Aim
Select, from the data, each line where "styles" occurs.

Material provided
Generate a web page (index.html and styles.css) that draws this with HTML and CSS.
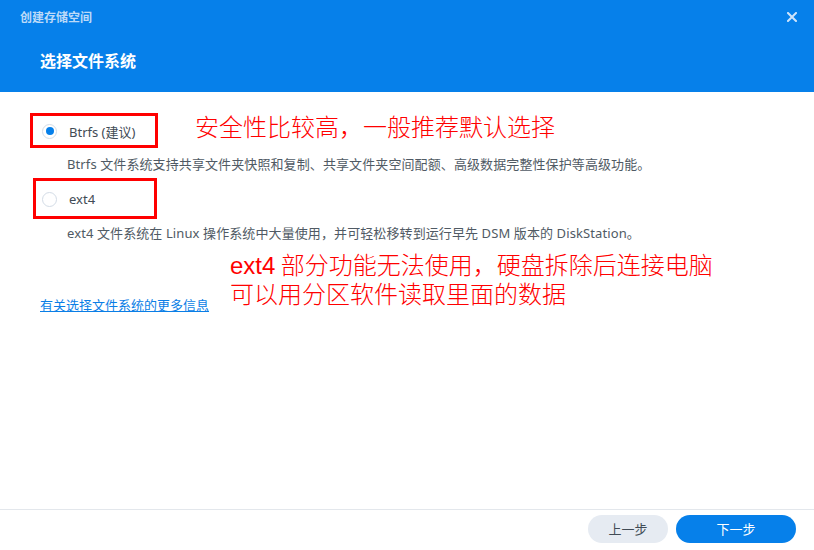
FILE: index.html
```html
<!DOCTYPE html>
<html lang="zh-CN">
<head>
  <meta charset="UTF-8">
  <title>创建存储空间</title>
  <link rel="stylesheet" href="styles.css">
</head>
<body>
  <div class="dialog">
    <div class="header">
      <div class="header-top">
        <span class="window-title">创建存储空间</span>
        <span class="close">
          <svg width="10" height="10" viewBox="0 0 10 10"><path d="M1 1 L9 9 M9 1 L1 9" stroke="#cfe4fb" stroke-width="2" stroke-linecap="square"/></svg>
        </span>
      </div>
      <div class="step-title">选择文件系统</div>
    </div>
    <div class="content">
      <div class="option">
        <span class="radio checked"></span>
        <span class="label">Btrfs (建议)</span>
      </div>
      <div class="desc">Btrfs 文件系统支持共享文件夹快照和复制、共享文件夹空间配额、高级数据完整性保护等高级功能。</div>
      <div class="option">
        <span class="radio"></span>
        <span class="label">ext4</span>
      </div>
      <div class="desc">ext4 文件系统在 Linux 操作系统中大量使用，并可轻松移转到运行早先 DSM 版本的 DiskStation。</div>
      <a class="more-link" href="#">有关选择文件系统的更多信息</a>

      <div class="mark box-btrfs"></div>
      <div class="mark box-ext4"></div>
      <div class="note note-btrfs">安全性比较高，一般推荐默认选择</div>
      <div class="note note-ext4">
        <div class="note-line"><span class="latin">ext4</span> 部分功能无法使用，硬盘拆除后连接电脑</div>
        <div class="note-line">可以用分区软件读取里面的数据</div>
      </div>
    </div>
    <div class="footer">
      <button class="btn btn-prev">上一步</button>
      <button class="btn btn-next">下一步</button>
    </div>
  </div>
</body>
</html>
```

FILE: styles.css
```css
body { margin: 0; font-family: "Noto Sans", "Noto Sans CJK SC", sans-serif; background: #fff; }
.dialog { width: 814px; height: 550px; display: flex; flex-direction: column; }
.header { background: #0680ea; height: 92px; }
.header-top { height: 34px; display: flex; align-items: center; justify-content: space-between; padding: 0 17px 0 20px; }
.window-title { font-size: 12px; font-weight: bold; color: #bcdaf8; }
.close { display: flex; width: 10px; height: 10px; }
.step-title { padding: 16px 0 0 40px; font-size: 16px; font-weight: bold; color: #fff; line-height: 22px; }
.content { flex: 1; position: relative; padding: 29px 40px 0 42px; }
.option { display: flex; align-items: center; gap: 12px; height: 20px; }
.radio { width: 13px; height: 13px; border: 1px solid #d3dce6; border-radius: 50%; background: #fff; position: relative; }
.radio.checked::after { content: ""; position: absolute; left: 2.5px; top: 2.5px; width: 8px; height: 8px; border-radius: 50%; background: #0680ea; }
.label { font-size: 13px; color: #414b55; }
.desc { font-size: 13px; color: #505a64; line-height: 20px; padding-left: 25px; margin: 13px 0 15px; letter-spacing: 0.1px; }
.desc + .option + .desc { margin-top: 14px; }
.more-link { display: inline-block; margin: 37px 0 0 -2px; font-size: 13px; line-height: 20px; color: #0a7ee6; text-decoration: underline; }
.mark { position: absolute; border: 3px solid #f00; }
.box-btrfs { left: 30px; top: 21px; width: 122px; height: 29px; }
.box-ext4 { left: 33px; top: 86px; width: 118px; height: 35px; }
.note { position: absolute; color: #f00; font-family: "Noto Sans CJK SC", sans-serif; font-weight: 300; }
.note-btrfs { left: 195px; top: 18px; font-size: 24px; line-height: 32px; }
.note-ext4 { left: 230px; top: 157px; font-size: 24px; }
.note-line { line-height: 29px; height: 29px; white-space: nowrap; }
.note .latin { font-family: "Liberation Sans", sans-serif; font-weight: normal; }
.footer { border-top: 1px solid #e3e7ec; display: flex; justify-content: flex-end; align-items: center; gap: 8px; padding: 0 18px 3px 0; box-sizing: border-box; height: 41px; }
.btn { height: 28px; border: none; border-radius: 14px; font-family: "Noto Sans CJK SC", sans-serif; font-size: 13px; cursor: pointer; }
.btn-prev { width: 80px; background: #e6ebf2; color: #414b55; }
.btn-next { width: 120px; background: #0680ea; color: #fff; }
```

Reply
Generate a web page (index.html and styles.css) that draws this with HTML and CSS.
  <link rel="stylesheet" href="styles.css">
FILE: styles.css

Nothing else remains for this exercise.